La Fontaine s’acquitta de sa dette avec une ponctualité méritoire, si ce n’est que finalement il omit des « sonnets pleins de dévotion » promis pour l’échéance de Pâques. À chaque terme, le surintendant reçut une ballade, un madrigal, une épître ou de « menus vers. » Il reçut même des odes où le poète célébrait le mariage de Monsieur avec Henriette d’Angleterre, la grossesse de la Reine, la gloire du Roi, et ce ne fut pas là le plus beau de son revenu ; La Fontaine était meilleur disciple de Voiture que de Malherbe. D’ailleurs, son lyrisme se tempérait à l’occasion de bonhomie.

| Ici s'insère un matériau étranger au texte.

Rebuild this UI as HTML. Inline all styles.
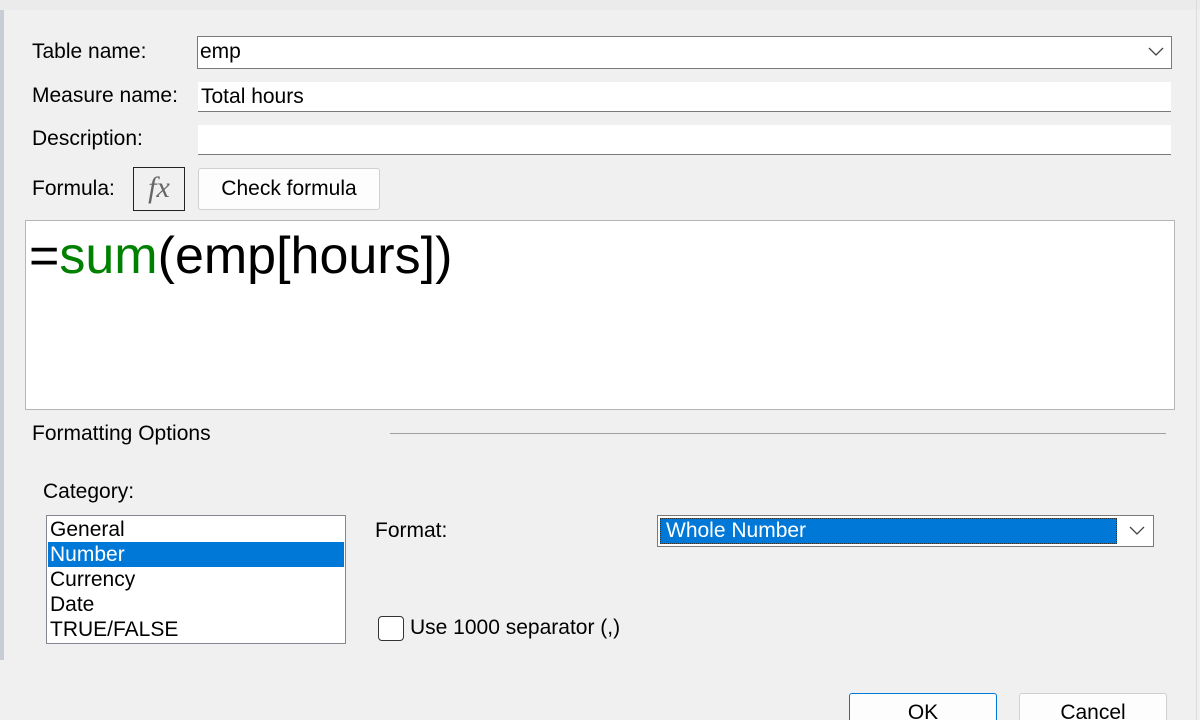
<!DOCTYPE html>
<html><head><style>
*{margin:0;padding:0;box-sizing:border-box}
html,body{width:1200px;height:720px;overflow:hidden}
body{background:#f0f0f0;position:relative;font-family:"Liberation Sans",sans-serif;font-size:21px;color:#000}
.a{position:absolute;white-space:nowrap}
.box{position:absolute;background:#fff}
</style></head><body>
<div class="a" style="left:0;top:0;width:1200px;height:10px;background:#ebebeb"></div>
<div class="a" style="left:0;top:10px;width:4px;height:650px;background:#c8ccd4"></div>
<div class="a" style="left:1196px;top:0;width:1px;height:720px;background:#dcdcdc"></div>

<div class="a" style="left:32px;top:40px">Table name:</div>
<div class="box" style="left:197px;top:36px;width:975px;height:33px;border:1px solid #7a7a7a"></div>
<div class="a" style="left:200px;top:40px">emp</div>
<svg class="a" style="left:1148px;top:47px" width="16" height="10"><path d="M1 1L8 8L15 1" fill="none" stroke="#444" stroke-width="1.3"/></svg>

<div class="a" style="left:32px;top:84px">Measure name:</div>
<div class="box" style="left:198px;top:82px;width:973px;height:30px;border-bottom:1px solid #7a7a7a"></div>
<div class="a" style="left:201px;top:85px">Total hours</div>

<div class="a" style="left:32px;top:127px">Description:</div>
<div class="box" style="left:198px;top:125px;width:973px;height:30px;border-bottom:1px solid #7a7a7a"></div>

<div class="a" style="left:32px;top:177px">Formula:</div>
<div class="a" style="left:133px;top:167px;width:52px;height:44px;border:1px solid #222;background:#f0f0f0;font-family:'Liberation Serif',serif;font-style:italic;font-size:30px;color:#666;text-align:center;line-height:40px">fx</div>
<div class="a" style="left:198px;top:168px;width:182px;height:42px;border:1px solid #d0d0d0;border-radius:3px;background:#fdfdfd;text-align:center;line-height:40px">Check formula</div>

<div class="box" style="left:25px;top:220px;width:1150px;height:190px;border:1px solid #b5b5b5"></div>
<div class="a" style="left:29px;top:225px;font-size:52px;line-height:62px">=<span style="color:#008000">sum</span>(emp[hours])</div>

<div class="a" style="left:32px;top:422px">Formatting Options</div>
<div class="a" style="left:390px;top:433px;width:776px;height:1px;background:#a0a0a0"></div>

<div class="a" style="left:43px;top:480px">Category:</div>
<div class="box" style="left:46px;top:515px;width:300px;height:129px;border:1px solid #828790"></div>
<div class="a" style="left:48px;top:542px;width:296px;height:25px;background:#0078d7"></div>
<div class="a" style="left:50px;top:517px;line-height:25px">General<br><span style="color:#fff">Number</span><br>Currency<br>Date<br>TRUE/FALSE</div>

<div class="a" style="left:375px;top:519px">Format:</div>
<div class="box" style="left:657px;top:515px;width:497px;height:32px;border:1px solid #7a7a7a"></div>
<div class="a" style="left:660px;top:518px;width:457px;height:26px;background:#0078d7;border:1px dotted #333"></div>
<div class="a" style="left:666px;top:519px;color:#fff">Whole Number</div>
<svg class="a" style="left:1129px;top:526px" width="16" height="10"><path d="M1 1L8 8L15 1" fill="none" stroke="#444" stroke-width="1.3"/></svg>

<div class="a" style="left:378px;top:616px;width:26px;height:25px;border:1px solid #333;border-radius:4px;background:#fff"></div>
<div class="a" style="left:410px;top:616px">Use 1000 separator (,)</div>

<div class="a" style="left:849px;top:693px;width:148px;height:27px;border:1px solid #0078d7;border-bottom:none;border-radius:3px 3px 0 0;background:#fdfdfd;text-align:center;line-height:38px">OK</div>
<div class="a" style="left:1019px;top:693px;width:148px;height:27px;border:1px solid #d0d0d0;border-bottom:none;border-radius:3px 3px 0 0;background:#fdfdfd;text-align:center;line-height:38px">Cancel</div>
</body></html>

Non moins assidu au service de la surintendante qu’à celui du surintendant, il adressait à Mme Fouquet une épitre sur la naissance de son dernier fils. Dans ce morceau il donna une jolie preuve de sa légendaire étourderie.

« Vous voilà mère de deux Amours, » disait-il à Mme Fouquet, oubliant qu’elle avait déjà deux autres fils. On le lui fit remarquer ; il s’excusa près du père, en prose cette fois : « Entre autres fautes, j’y avais mis un deux pour un trois, ce qui est la plus grande rêverie dont un nourrisson du Parnasse se puisse aviser ; la bévue ne vient que de là, car je prends trop d’intérêt en ce qui regarde votre famille pour ne pas savoir de combien d’Amours et de Grâces elle est composée. »


V. — LE SONGE DE VAUX

Ces badinages devaient peu coûter à La Fontaine. Mais, un jour, il reçut une fâcheuse commande : on l’invitait à composer une description poétique des merveilles de Vaux.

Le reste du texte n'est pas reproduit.